A stop in Coole Park, the 1,000 acre estate once home to Lady Augusta Gregory, a great friend and supporter of Yeats, was also inspirational. Among the grassy lawns and winding paths grows the "autograph tree," a giant copper beech tree on which famous writers and artists carved their names at the request of Lady Gregory. Yeats himself was the first to carve his initials into the tree with the likes of J.M. Synge, John Masefield, and Sean O'Faolain to follow.
Of particular significance to anyone familiar with Yeats' poetry are the swans of Coole that swim in the turlough, a unique type of disappearing lake found only in limestone areas of Ireland. We were lucky enough to visit on a day when the lake was present and we gathered at its edge to read a few of Yeats' poems, "The Wild Swans at Coole" among them.

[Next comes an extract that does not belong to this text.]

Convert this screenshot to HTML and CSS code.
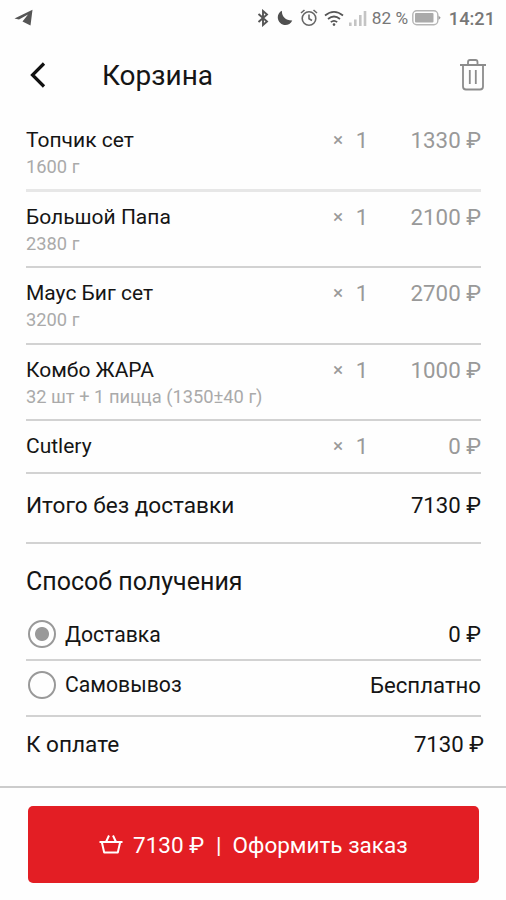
FILE: index.html
```html
<!DOCTYPE html>
<html lang="ru">
<head>
    <meta charset="UTF-8">
    <meta name="viewport" content="width=device-width, initial-scale=1.0">
    <title>Корзина</title>
    <link rel="stylesheet" href="styles.css">
</head>
<body>

    <div class="status-bar">
        <svg class="telegram" width="20" height="18" viewBox="0 0 20 18">
            <path d="M0.5 9.5 L18.5 0.8 L16.5 16.5 L8.5 12.5 L14 5.5 L5 10.5 Z" fill="#555"/>
        </svg>
        <div class="status-icons">
            <svg width="12" height="18" viewBox="0 0 12 18" fill="none" stroke="#555" stroke-width="1.9">
                <path d="M1.5 5 L10 12.5 L6 16 V2 L10 5.5 L1.5 13"/>
            </svg>
            <svg class="moon" width="16" height="16" viewBox="0 0 16 16">
                <path d="M5 0.8 C4.5 6 8 10.5 15.3 10.4 C13 15.5 7 16.5 3.3 13 C-0.8 9 0.3 2.8 5 0.8 Z" fill="#505050"/>
            </svg>
            <svg class="alarm" width="18" height="18" viewBox="0 0 18 18" fill="none" stroke="#666" stroke-width="1.6">
                <circle cx="9" cy="9.5" r="6.8"/>
                <path d="M9 5.5 V9.7 L12 11.5 M1 4 L4.5 1 M17 4 L13.5 1"/>
            </svg>
            <svg class="wifi" width="20" height="17" viewBox="0 0 20 17" fill="none" stroke="#555" stroke-width="1.7">
                <path d="M1 5.5 Q10 -1.8 19 5.5 M4 9 Q10 4 16 9 M6.8 12.2 Q10 9.5 13.2 12.2"/>
                <circle cx="10" cy="14.6" r="1.3" fill="#555" stroke="none"/>
            </svg>
            <svg class="signal" width="18" height="16" viewBox="0 0 18 16" fill="#c4c4c4">
                <path d="M0 12.5h2.6V16H0z M5 9.5h2.6V16H5z M10 5h2.6v11H10z M14.7 1h2.6v15h-2.6z"/>
            </svg>
            <span class="percent">82 %</span>
            <svg class="battery" width="29" height="16" viewBox="0 0 29 16">
                <rect x="0.8" y="0.8" width="25" height="14" rx="4" fill="none" stroke="#b5b5b5" stroke-width="1.4"/>
                <rect x="3" y="3" width="18.5" height="9.6" rx="1" fill="#aaa"/>
                <path d="M26.5 5.5 L28.7 7.8 L26.5 10 Z" fill="#999"/>
            </svg>
            <span class="time">14:21</span>
        </div>
    </div>

    <div class="header">
        <svg class="back" width="18" height="28" viewBox="0 0 18 28" fill="none" stroke="#111" stroke-width="3.2">
            <path d="M16 2.5 L4.5 14 L16 25.5"/>
        </svg>
        <h1>Корзина</h1>
        <svg class="trash" width="28" height="32" viewBox="0 0 28 32" fill="none" stroke="#8c8c8c" stroke-width="1.8">
            <path d="M1 6 H27 M9 5.5 V3 Q9 1 11 1 H16.5 Q18.5 1 18.5 3 V5.5 M4 6 V27.5 Q4 30.5 7 30.5 H21 Q24 30.5 24 27.5 V6"/>
            <path d="M10.8 11 V25 M16.8 11 V25"/>
        </svg>
    </div>

    <div class="cart">
        <div class="item first">
            <div class="name">Топчик сет<small>1600 г</small></div>
            <div class="count"><span>×</span>1</div>
            <div class="price">1330 ₽</div>
        </div>
        <div class="item">
            <div class="name">Большой Папа<small>2380 г</small></div>
            <div class="count"><span>×</span>1</div>
            <div class="price">2100 ₽</div>
        </div>
        <div class="item tall">
            <div class="name">Маус Биг сет<small>3200 г</small></div>
            <div class="count"><span>×</span>1</div>
            <div class="price">2700 ₽</div>
        </div>
        <div class="item">
            <div class="name">Комбо ЖАРА<small>32 шт + 1 пицца (1350±40 г)</small></div>
            <div class="count"><span>×</span>1</div>
            <div class="price">1000 ₽</div>
        </div>
        <div class="item cutlery">
            <div class="name">Cutlery</div>
            <div class="count"><span>×</span>1</div>
            <div class="price">0 ₽</div>
        </div>

        <div class="row subtotal">
            <div class="label">Итого без доставки</div>
            <div class="sum">7130 ₽</div>
        </div>

        <h2>Способ получения</h2>

        <div class="row delivery">
            <div class="radio checked"></div>
            <div class="label">Доставка</div>
            <div class="sum">0 ₽</div>
        </div>
        <div class="row pickup">
            <div class="radio"></div>
            <div class="label">Самовывоз</div>
            <div class="sum">Бесплатно</div>
        </div>
        <div class="row total">
            <div class="label">К оплате</div>
            <div class="sum">7130 ₽</div>
        </div>
    </div>

    <div class="footer">
        <button class="order">
            <svg width="24" height="20" viewBox="0 0 24 20" fill="none" stroke="#fff" stroke-width="2" stroke-linejoin="round">
                <path d="M0.5 7 H23.5 M2.8 7 L5.2 17.5 H18.8 L21.2 7 M7 7 L10 0.5 M17 7 L14 0.5"/>
            </svg>
            <span class="order-sum">7130 ₽</span>
            <span class="divider">|</span>
            <span class="order-text">Оформить заказ</span>
        </button>
    </div>

</body>
</html>
```
FILE: styles.css
```css
* {
    box-sizing: border-box;
}

body {
    font-family: Roboto, "Noto Sans", sans-serif;
    background-color: #fefefe;
    color: #151515;
    margin: 0;
    height: 900px;
    overflow: hidden;
    display: flex;
    flex-direction: column;
}

svg {
    display: block;
    flex: none;
}

.status-bar {
    height: 36px;
    padding: 0 11px 0 14px;
    display: flex;
    align-items: center;
    justify-content: space-between;
}

.status-icons {
    display: flex;
    align-items: center;
    white-space: nowrap;
}

.moon {
    margin-left: 8px;
}

.alarm {
    margin-left: 7px;
}

.wifi {
    margin-left: 6px;
}

.signal {
    margin-left: 5px;
}

.percent {
    font-size: 17.3px;
    color: #777;
    margin-left: 5px;
    width: 36px;
}

.battery {
    margin-left: 4px;
}

.time {
    font-size: 18.2px;
    font-weight: 500;
    color: #777;
    margin-left: 8px;
}

.header {
    height: 79px;
    padding: 0 19px 2px 28px;
    display: flex;
    align-items: center;
}

.header h1 {
    font-size: 28px;
    font-weight: 400;
    margin: 0 auto 0 56px;
    padding-top: 1px;
}

.cart {
    padding: 0 25px 0 26px;
    height: 671px;
}

.item {
    height: 76px;
    padding-top: 12px;
    border-bottom: 2px solid #d2d2d2;
    display: flex;
    line-height: 26px;
}

.item.first {
    height: 77px;
    border-bottom: 3px solid #e7e7e7;
}

.item.tall {
    height: 77px;
}

.item.cutlery {
    height: 53px;
}

.name {
    flex: 1;
    font-size: 21px;
}

.name small {
    display: block;
    font-size: 18.3px;
    color: #aaa;
    margin-top: 1px;
}

.count {
    font-size: 22px;
    line-height: 27px;
    color: #999;
    width: 35px;
    display: flex;
    justify-content: space-between;
}

.count span {
    font-size: 19px;
    line-height: 25px;
}

.price {
    font-size: 22.3px;
    color: #999;
    width: 113px;
    text-align: right;
}

.row {
    display: flex;
    align-items: center;
    border-bottom: 2px solid #d2d2d2;
    font-size: 22.2px;
}

.label {
    flex: 1;
}

.subtotal {
    height: 70px;
    padding-bottom: 6px;
}

.subtotal .label,
.total .label {
    font-size: 22.6px;
}

.cart h2 {
    font-size: 25px;
    font-weight: 400;
    line-height: 30px;
    margin: 0;
    padding: 23px 0 12px;
}

.radio {
    width: 28px;
    height: 28px;
    margin: 0 9px 0 2px;
    border: 2px solid #999;
    border-radius: 50%;
}

.radio.checked {
    background: radial-gradient(circle, #999 6.5px, transparent 7.5px);
}

.delivery {
    height: 52px;
}

.pickup {
    height: 56px;
    padding-bottom: 7px;
}

.delivery .label,
.pickup .label {
    font-size: 21.2px;
}

.total {
    height: 54px;
    border: none;
    margin-right: -3px;
}

.footer {
    flex: 1;
    border-top: 2px solid #ccc;
    padding: 18px 27px 0 28px;
}

.order {
    width: 100%;
    height: 77px;
    border: none;
    border-radius: 5px;
    background-color: #e31e24;
    color: #fff;
    font-family: inherit;
    font-size: 22.5px;
    display: flex;
    align-items: center;
    padding: 1px 0 0 71px;
}

.order-sum {
    margin-left: 10px;
}

.divider {
    margin-left: 12px;
}

.order-text {
    margin-left: 11px;
}
```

Sadly, there were no swans to be seen at Coole on this day and we were left only with Yeats' description:
"But now they drift on the still water / Mysterious, beautiful; / Among what rushes will they build. / By what lake's edge or pool / Delight men's eyes, when I awake some day / To find they have flown away?"
Back in Sligo, walking the banks of the Garavogue River at night, a swan, white and mysterious, came paddling through the dark and throwing some magic and otherworldliness into an otherwise unremarkable night. "Have you escaped from Coole?" I asked as it passed by.
I returned to New York, not only with a reading list a mile long and a whole notebook full of notes, but a new vision. My stay in Sligo gave me a chance to see what Yeats saw, and a glimpse into the mind of the poet.
Though the debate continues about the effect Ireland's economic prosperity has had on its culture, my two weeks at the Yeats Summer School convinced me that Irish literature and mythology still thrive in Yeats Country.